DATA ROWS:
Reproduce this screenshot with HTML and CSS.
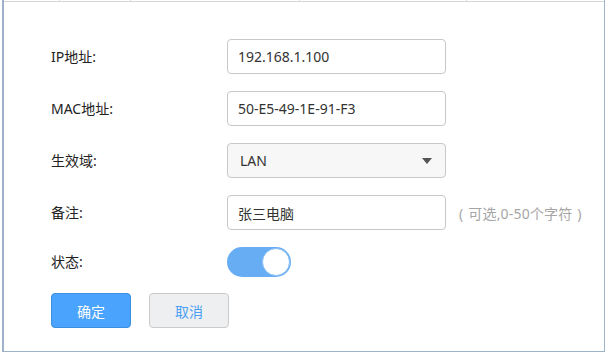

* * *

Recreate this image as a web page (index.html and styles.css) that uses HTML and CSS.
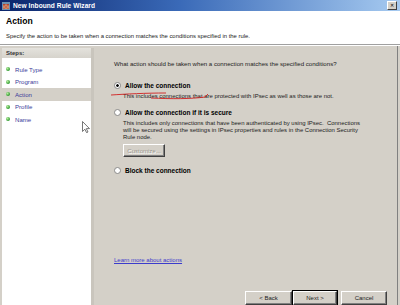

...

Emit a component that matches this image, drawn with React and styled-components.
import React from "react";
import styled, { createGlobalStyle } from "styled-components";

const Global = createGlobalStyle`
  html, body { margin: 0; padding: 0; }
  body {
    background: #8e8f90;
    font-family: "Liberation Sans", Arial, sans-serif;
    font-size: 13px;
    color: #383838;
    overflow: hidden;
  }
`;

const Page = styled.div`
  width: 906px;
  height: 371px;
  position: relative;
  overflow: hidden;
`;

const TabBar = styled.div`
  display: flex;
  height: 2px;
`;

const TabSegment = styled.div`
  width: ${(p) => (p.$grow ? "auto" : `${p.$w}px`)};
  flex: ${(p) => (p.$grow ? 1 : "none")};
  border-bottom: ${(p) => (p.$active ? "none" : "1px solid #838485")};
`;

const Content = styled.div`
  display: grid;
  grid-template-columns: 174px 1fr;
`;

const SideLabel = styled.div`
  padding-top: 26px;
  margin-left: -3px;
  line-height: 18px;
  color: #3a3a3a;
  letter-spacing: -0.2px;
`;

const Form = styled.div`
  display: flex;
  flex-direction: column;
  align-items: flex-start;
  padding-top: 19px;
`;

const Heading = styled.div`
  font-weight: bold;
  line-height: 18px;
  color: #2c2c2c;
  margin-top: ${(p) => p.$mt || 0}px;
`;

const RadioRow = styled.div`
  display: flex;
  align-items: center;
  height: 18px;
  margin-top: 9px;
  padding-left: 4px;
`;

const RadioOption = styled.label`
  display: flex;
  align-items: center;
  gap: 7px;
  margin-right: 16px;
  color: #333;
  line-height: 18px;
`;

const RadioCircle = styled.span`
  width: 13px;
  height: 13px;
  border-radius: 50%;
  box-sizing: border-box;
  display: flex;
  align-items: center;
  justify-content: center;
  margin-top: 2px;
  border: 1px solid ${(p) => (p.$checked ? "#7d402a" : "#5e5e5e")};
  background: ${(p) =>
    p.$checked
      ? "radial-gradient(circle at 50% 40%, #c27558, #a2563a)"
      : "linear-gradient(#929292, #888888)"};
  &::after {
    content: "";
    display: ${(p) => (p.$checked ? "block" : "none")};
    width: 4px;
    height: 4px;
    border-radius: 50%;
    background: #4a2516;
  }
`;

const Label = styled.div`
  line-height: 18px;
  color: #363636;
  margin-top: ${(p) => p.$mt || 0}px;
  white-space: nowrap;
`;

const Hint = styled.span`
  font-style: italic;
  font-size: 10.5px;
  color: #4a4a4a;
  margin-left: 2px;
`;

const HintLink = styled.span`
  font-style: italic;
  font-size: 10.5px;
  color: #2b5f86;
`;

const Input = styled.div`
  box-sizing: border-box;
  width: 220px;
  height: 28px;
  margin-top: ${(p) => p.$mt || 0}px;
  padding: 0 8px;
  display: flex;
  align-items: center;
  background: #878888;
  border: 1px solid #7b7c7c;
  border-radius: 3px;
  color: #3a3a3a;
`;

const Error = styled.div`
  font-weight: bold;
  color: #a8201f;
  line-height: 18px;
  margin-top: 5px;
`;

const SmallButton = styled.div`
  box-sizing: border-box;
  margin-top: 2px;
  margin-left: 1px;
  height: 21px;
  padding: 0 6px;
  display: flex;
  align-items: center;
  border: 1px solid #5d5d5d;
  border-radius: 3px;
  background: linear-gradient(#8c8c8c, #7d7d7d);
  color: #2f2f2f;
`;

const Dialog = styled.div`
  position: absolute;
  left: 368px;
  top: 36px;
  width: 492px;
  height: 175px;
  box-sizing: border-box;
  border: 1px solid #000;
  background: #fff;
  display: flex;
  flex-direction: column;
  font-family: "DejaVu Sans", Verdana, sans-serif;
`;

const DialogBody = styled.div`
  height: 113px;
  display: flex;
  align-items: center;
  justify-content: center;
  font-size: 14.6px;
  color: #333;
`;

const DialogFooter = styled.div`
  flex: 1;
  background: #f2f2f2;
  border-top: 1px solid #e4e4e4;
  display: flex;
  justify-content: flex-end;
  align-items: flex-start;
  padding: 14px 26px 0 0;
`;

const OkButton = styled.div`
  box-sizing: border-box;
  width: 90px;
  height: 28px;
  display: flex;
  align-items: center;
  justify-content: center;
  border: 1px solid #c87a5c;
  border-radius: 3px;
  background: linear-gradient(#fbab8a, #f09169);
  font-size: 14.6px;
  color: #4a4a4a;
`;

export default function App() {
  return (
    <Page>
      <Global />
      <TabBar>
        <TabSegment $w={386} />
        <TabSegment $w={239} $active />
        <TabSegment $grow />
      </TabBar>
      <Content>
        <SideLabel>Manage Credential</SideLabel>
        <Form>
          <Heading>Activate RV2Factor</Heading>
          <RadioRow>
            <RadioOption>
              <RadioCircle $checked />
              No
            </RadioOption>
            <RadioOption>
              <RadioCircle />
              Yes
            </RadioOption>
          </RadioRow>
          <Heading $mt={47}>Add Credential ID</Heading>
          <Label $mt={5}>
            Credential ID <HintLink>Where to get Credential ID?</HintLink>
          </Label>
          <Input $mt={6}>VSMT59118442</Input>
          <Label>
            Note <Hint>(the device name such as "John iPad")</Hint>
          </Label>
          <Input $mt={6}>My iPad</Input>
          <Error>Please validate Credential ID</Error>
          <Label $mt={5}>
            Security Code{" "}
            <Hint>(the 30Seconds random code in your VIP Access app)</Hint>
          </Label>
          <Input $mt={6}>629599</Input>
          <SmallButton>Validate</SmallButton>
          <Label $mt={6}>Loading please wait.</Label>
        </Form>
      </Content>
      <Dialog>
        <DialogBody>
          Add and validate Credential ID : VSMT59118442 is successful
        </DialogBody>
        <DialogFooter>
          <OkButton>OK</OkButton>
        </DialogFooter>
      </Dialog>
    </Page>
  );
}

STATED GOAL: Show the lines of the records that include the string "React".

ANSWER TO THE EXERCISE:
Emit a component that matches this image, drawn with React and styled-components.
import React from "react";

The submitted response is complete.